Living in a university town, I’ve met hundreds of students. I really enjoy the positive energy of these young, enthusiastic and entrepreneurial folk — plus their sheer numbers lower beer prices at my local pub! I’ve met lots of youngsters with side hustles: money-making ventures to pay their way through university. As a financial ex-professional, I try to reveal the joys of passive income to them.
What is passive income?
Passive income is money I make outside of my job. This extra cash involves no extra time, effort or work from me. I remember this powerful lesson from American mega-billionaire Warren Buffett. The Oracle of Omaha once said: “If you don’t find a way to make money while you sleep, you will work until you die.”
Taking this advice, I aim to build passive income and personal wealth at the same time. To do this, I invest my spare cash into income-generating assets. But in this age of near-zero interest rates, this is tough. Cash deposits pay very low rates of interest nowadays (around 1.5% a year from top instant-access accounts). Likewise, the income paid by bonds (government and corporate fixed-income IOUs) has fallen dramatically over the past 40 years.
I buy shares for cash dividends
Therefore, my preferred way to collect passive income — and get richer — is by buying company shares.

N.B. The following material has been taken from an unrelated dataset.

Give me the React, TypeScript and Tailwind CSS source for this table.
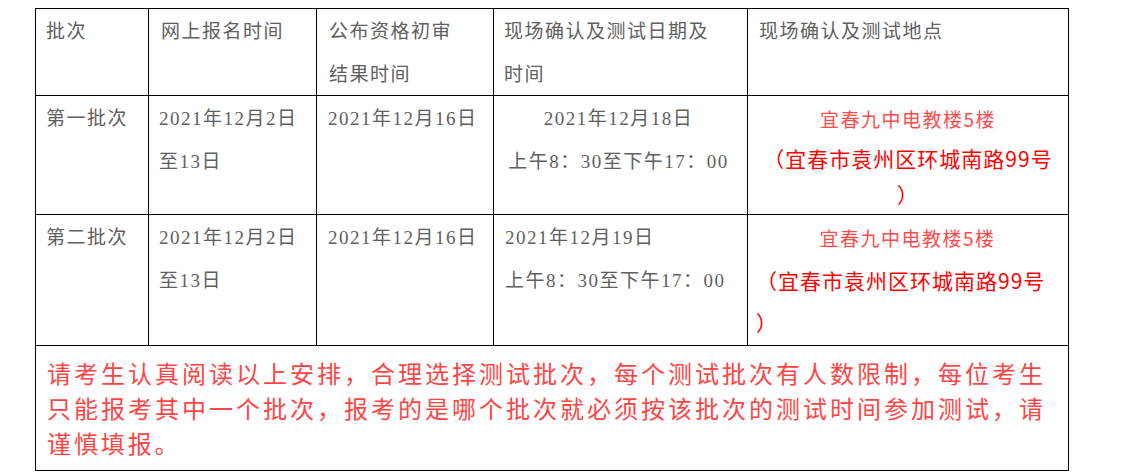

Obviously, buying shares is much riskier than saving in cash, but 35 years of experience has taught me that higher risks usually mean higher returns.

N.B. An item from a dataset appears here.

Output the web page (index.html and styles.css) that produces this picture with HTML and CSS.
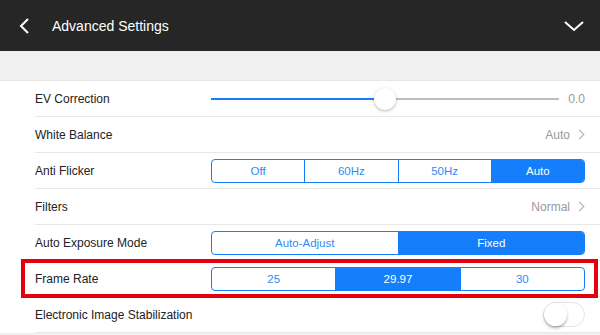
FILE: index.html
```html
<!DOCTYPE html>
<html lang="en">
<head>
  <meta charset="UTF-8" />
  <title>Advanced Settings</title>
  <link rel="stylesheet" href="styles.css">
</head>
<body>
  <div class="header">
    <svg class="back" width="12" height="16" viewBox="0 0 12 16"><path d="M10 1 L3 8 L10 15" fill="none" stroke="#fff" stroke-width="2"/></svg>
    <span class="title">Advanced Settings</span>
    <svg class="collapse" width="20" height="12" viewBox="0 0 20 12"><path d="M1 2 L10 10 L19 2" fill="none" stroke="#fff" stroke-width="2"/></svg>
  </div>
  <div class="band"></div>

  <div class="list">
    <div class="row">
      <span class="label">EV Correction</span>
      <div class="slider">
        <div class="track"><div class="fill"></div><div class="thumb"></div></div>
        <span class="value">0.0</span>
      </div>
    </div>

    <div class="row">
      <span class="label">White Balance</span>
      <span class="link">Auto <i class="chev"></i></span>
    </div>

    <div class="row">
      <span class="label">Anti Flicker</span>
      <div class="segments">
        <span>Off</span><span>60Hz</span><span>50Hz</span><span class="on">Auto</span>
      </div>
    </div>

    <div class="row">
      <span class="label">Filters</span>
      <span class="link">Normal <i class="chev"></i></span>
    </div>

    <div class="row">
      <span class="label">Auto Exposure Mode</span>
      <div class="segments">
        <span>Auto-Adjust</span><span class="on">Fixed</span>
      </div>
    </div>

    <div class="row marked">
      <span class="label">Frame Rate</span>
      <div class="segments">
        <span>25</span><span class="on">29.97</span><span>30</span>
      </div>
    </div>

    <div class="row">
      <span class="label">Electronic Image Stabilization</span>
      <div class="toggle"><div class="knob"></div></div>
    </div>
  </div>
</body>
</html>
```

FILE: styles.css
```css
body {
  margin: 0;
  width: 600px;
  height: 335px;
  overflow: hidden;
  background: #f0f0f0;
  font-family: "Liberation Sans", Arial, sans-serif;
}

.header {
  height: 51px;
  background: #262626;
  display: flex;
  align-items: center;
  padding: 0 16px 0 18px;
  box-sizing: border-box;
}

.back {
  margin-right: 22px;
}

.title {
  color: #fff;
  font-size: 14px;
  flex: 1;
}

.collapse {
  margin-top: 1px;
}

.band {
  height: 29px;
  background: #f0f0f0;
  border-bottom: 1px solid #e6e6e6;
}

.list {
  padding-left: 35px;
  background: #fff;
}

.row {
  position: relative;
  height: 36px;
  display: flex;
  align-items: center;
  justify-content: space-between;
  padding-right: 15px;
  border-bottom: 1px solid #e8e8e8;
  box-sizing: border-box;
}

.label {
  font-size: 12px;
  color: #222;
}

.slider {
  width: 374px;
  display: flex;
  align-items: center;
}

.track {
  position: relative;
  width: 349px;
  height: 2px;
  background: #bdbdbd;
}

.fill {
  width: 174px;
  height: 2px;
  background: #157efb;
}

.thumb {
  position: absolute;
  left: 163px;
  top: -10px;
  width: 22px;
  height: 22px;
  border-radius: 50%;
  background: #fff;
  box-shadow: 0 1px 3px rgba(0, 0, 0, 0.3);
}

.value {
  margin-left: 9px;
  font-size: 12px;
  color: #999;
}

.link {
  font-size: 12px;
  color: #999;
  display: flex;
  align-items: center;
}

.chev {
  display: inline-block;
  width: 6px;
  height: 6px;
  border-top: 1px solid #aaa;
  border-right: 1px solid #aaa;
  transform: rotate(45deg);
  margin: 0 2px 0 6px;
}

.segments {
  width: 374px;
  height: 24px;
  display: flex;
  border: 1px solid #157efb;
  border-radius: 4px;
  overflow: hidden;
  box-sizing: border-box;
}

.segments span {
  flex: 1;
  display: flex;
  align-items: center;
  justify-content: center;
  font-size: 11.5px;
  color: #2f8af8;
  border-left: 1px solid #157efb;
}

.segments span:first-child {
  border-left: none;
}

.segments span.on {
  background: #157efb;
  color: #fff;
}

.marked::before {
  content: "";
  position: absolute;
  left: -14px;
  right: 2px;
  top: -2px;
  bottom: -2px;
  border: 4px solid #e3000f;
}

.toggle {
  width: 42px;
  height: 25px;
  border-radius: 13px;
  border: 1px solid #e3e3e3;
  box-sizing: border-box;
  background: #fff;
  position: relative;
}

.knob {
  position: absolute;
  left: 0;
  top: 0;
  width: 23px;
  height: 23px;
  border-radius: 50%;
  background: #fff;
  box-shadow: 0 2px 3px rgba(0, 0, 0, 0.3);
}
```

When I buy shares in large, solid UK companies, I become part-owner of those businesses. And if they do well, so do I — because share prices tend to rise over time. But I don’t just invest in any old companies. I much prefer to buy stocks that pay generous dividends to shareholders. I rely on this stream of passive income to build wealth over time.
Dividends are cash payments paid by companies to their shareholders. Typically, these payments are made half-yearly or quarterly. However, company dividends are not guaranteed, so they can be cut or cancelled without notice. This happened a lot during 2020’s Covid-19 crisis. But not all UK-listed companies pay dividends to their shareholders. In fact, the majority don’t provide this passive income to their owners. Why not? Well, these firms may be loss-making, or choose to reinvest profits to boost future growth.
However, roughly 90 of the 100 shares in the FTSE 100 index pay dividends to their shareholders. Right now, the Footsie offers a dividend yield of roughly 4% a year. But I prefer to buy higher-yielding dividend shares — those with market-beating cash payouts. I can then spend this passive income, or reinvest it to boost my future profits by buying yet more shares.
My bonus kicker: capital gains
Finally, owning shares does much more than provide me with passive income. When share prices go up (they also go down), my portfolio becomes more valuable. Occasionally, I take profits by selling shares that have gained in value. I then reinvest these profits into more stocks, or use these lump sums to fund major purchases.
In summary, I’ve yet to discover a better side hustle than owning shares for passive income and capital gains. Even better, these returns are tax-free inside a Stocks and Shares ISA!